In this ancient city of Lijiang, covering an area of 3.8 square km, most of the shops are run by people from other places. A steady stream of tourists passes through, and European-style bars open to the street have sprung up. The local Naxi people almost seem like strangers here. Wearing their national costume and carrying bamboo baskets on their backs, they wander along the streets or talk to each other in front of their homes in their own language.

"We have yellow flowers in May and June, and red flowers in July and August," A Tibetan boy told me near a lake called the Bita Sea, which is over 3,000 meters above the sea level. The reason for it being called a sea is that the local residents in the past did not know about the real seas.

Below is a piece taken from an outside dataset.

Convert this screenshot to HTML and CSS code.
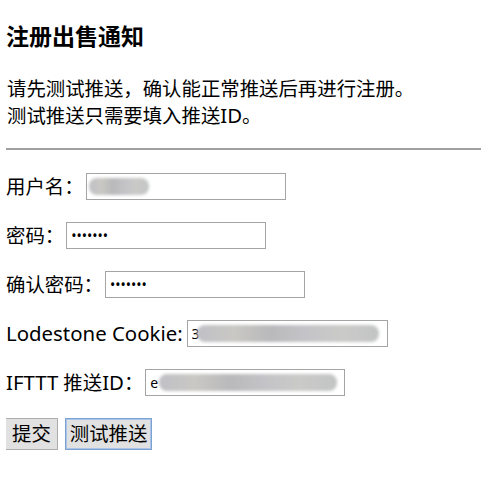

The 11-year-old boy was shy at first, but before long he took me home. Because the family was poor and locally there is a shortage of labor, none of the children in this family attended school.

"It's a champion horse; you'll never be able to ride it," a man on the Yila grassland said to me with gestures when he saw me trying to ride a horse. As I could not understand much of what he said, he immediately took to me a horse, which looked gentler, and patted the saddle, signaling to me to mount it.

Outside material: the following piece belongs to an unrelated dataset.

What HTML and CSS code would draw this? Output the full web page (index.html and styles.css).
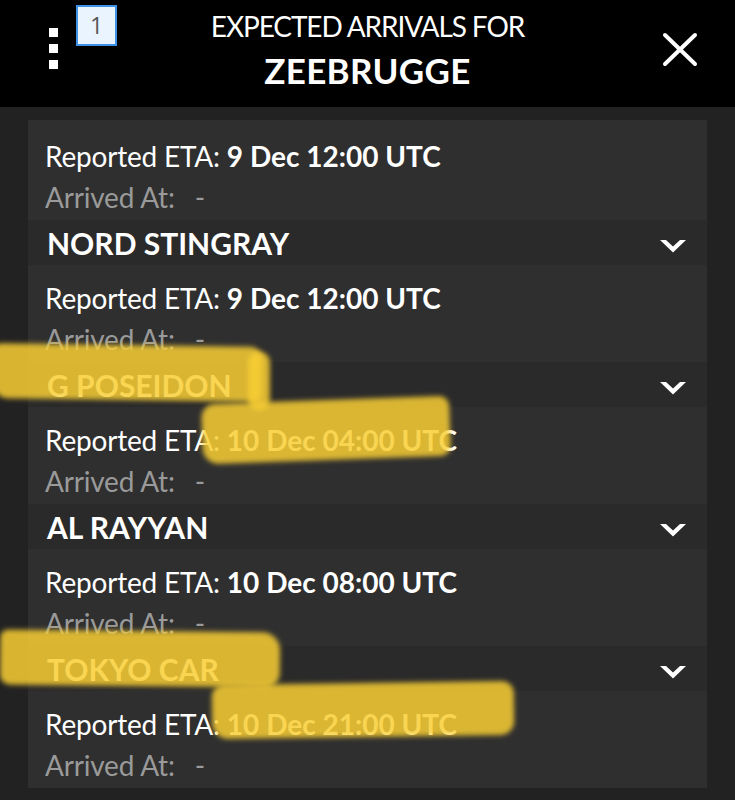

It was a small meadow where men walk their horses, and women often sit in a ring, sewing while engaging in small talk. Seeing my camera targeting a dignified old woman, the other women immediately pushed her forward, and the old woman became as shy as a new bride.

A patch of opening ground was suddenly crowded with people when a campfire was lit in the evening. They danced to their hearts' content, regardless of the press and TV journalists' cameras. "Why are you so happy?" I asked a girl, who, at 14, was a student of a dance school. "I have no idea. I just like to sing and dance with the others," she said and then ran away, laughing while turning around, asking me, "Wouldn't you like to dance too? Let's dance together."

The festival, which originates from an ancient fire-worshipping ritual, is used today by people to relax after a year's hard work. I chased the jubilant team and fell down on the muddy ground after the rain. They burst into friendly laughter.

There was also a Tibetan girl who rowed a boat for us while singing songs; two sisters from the Yi ethnic group who allowed tourists to take picture of them sitting on the edge of the Huotiao Gorge, and a Kongba man who urged us to drink and then gave us tart pomegranates to sober us up.

Again and again, I experienced a sentimental feeling about the place and shared its joy and sadness. The people here earned my respect. These people dress differently but live on the same land peacefully. They are free, diligent and open. To me, it is their upright and sincere character that adds a real charm to the place.